El fenómeno curioso era que todas las gentes que hurtaban el bulto y que ni siquiera prestaban la mínima asistencia de su confianza al gobierno, tuvieran, al menos aparentemente, cierta fe en el Estado, estuvieran convencidas de que la guerra se podía ganar automáticamente. Para ellas no había duda. Ese Estado, al que ellas no ayudaban y al que incluso combatían individualmente, ganaría la guerra al final. En Francia existía el fetichismo de la Administración. Todo el mundo, aunque la criticase, tenía una fe ciega en ella. Era curioso ver cómo el francés, que despreciaba a sus estadistas, se burlaba de sus generales, trataba de ladrones a sus financieros y de vendidos a sus publicistas, tenía en cambio una fe inalterable en ese oscuro burócrata, en el hombre malhumorado y grosero de la ventanilla que personificaba el mito de
la Administración
. Se creía a pie juntillas que la guerra la ganaría la Administración, que para el ciudadano francés era una especie de ogro inteligente y voraz al que había que alimentar copiosamente a cambio de lo cual se estaba relevado de todo esfuerzo personal, de toda colaboración y de toda solidaridad con el Estado.
El problema individual de cada ciudadano no era otro que el de esquivar en lo posible con declaraciones fraudulentas los zarpazos del ogro de la Administración que, cuando no se le burlaba, se quedaba entre las uñas con la parte del león en los beneficios de cada cual. Cuando estalló la guerra el ogro tuvo que enfrascarse en ella y los ciudadanos se dedicaron alegremente a escamotearle las contribuciones que le debían. Desde el primero de septiembre el ciudadano francés procuró ante todo eludir el pago de sus impuestos. La guerra, que podía exigir nada menos que la vida, debía servir siquiera para eludir o aplazar el pago de otras deudas menores.
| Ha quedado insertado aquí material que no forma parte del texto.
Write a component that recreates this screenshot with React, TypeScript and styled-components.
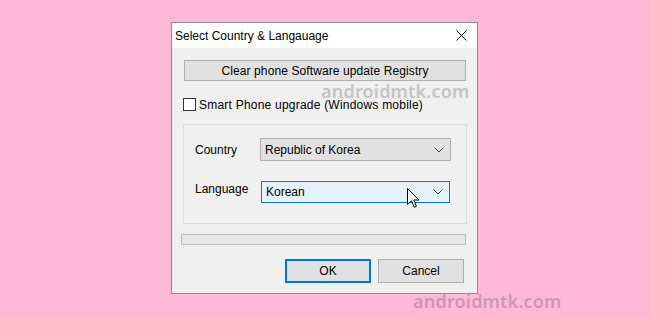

En París, como primera medida, las gentes se pusieron tácitamente de acuerdo para no pagar la renta de las casas y, como es natural, los propietarios dejaron automáticamente de pagar sus contribuciones. Cuando llegó el 15 de septiembre, fecha en que tradicionalmente se paga el trimestre de los alquileres, los propietarios de casas de París no vieron un solo céntimo. No era cosa de pagar la renta de una casa que no se sabía si los aviones alemanes destruirían al día siguiente. Así empezó a forjarse aquella mentalidad catastrófica que, efectivamente, ha llevado a Francia a la catástrofe. El gobierno no acertó a cortar con eficacia esta grave perturbación económica que se iniciaba. Tímidamente intentó una reglamentación comprensiva a base de una casuística complicadísima. El resultado fue que el que no cobró sus rentas fue el Estado mismo y que la economía general se encontró hondamente resentida. Por ejemplo, los propietarios que no cobraban la renta, no suministraban, naturalmente, la calefacción central estipulada en los contratos. Cada inquilino tuvo que montar y alimentar un sistema de calefacción individual en su cuarto, cosa que indudablemente resultaba más económica para él que pagar la renta, pero en cambio cuando llegó el mes de enero los parisienses empezaron a quedarse sin carbón porque con el régimen anárquico que se había instaurado, en cada edificio de París se consumía el doble o el triple del carbón que antes se necesitaba con la calefacción central.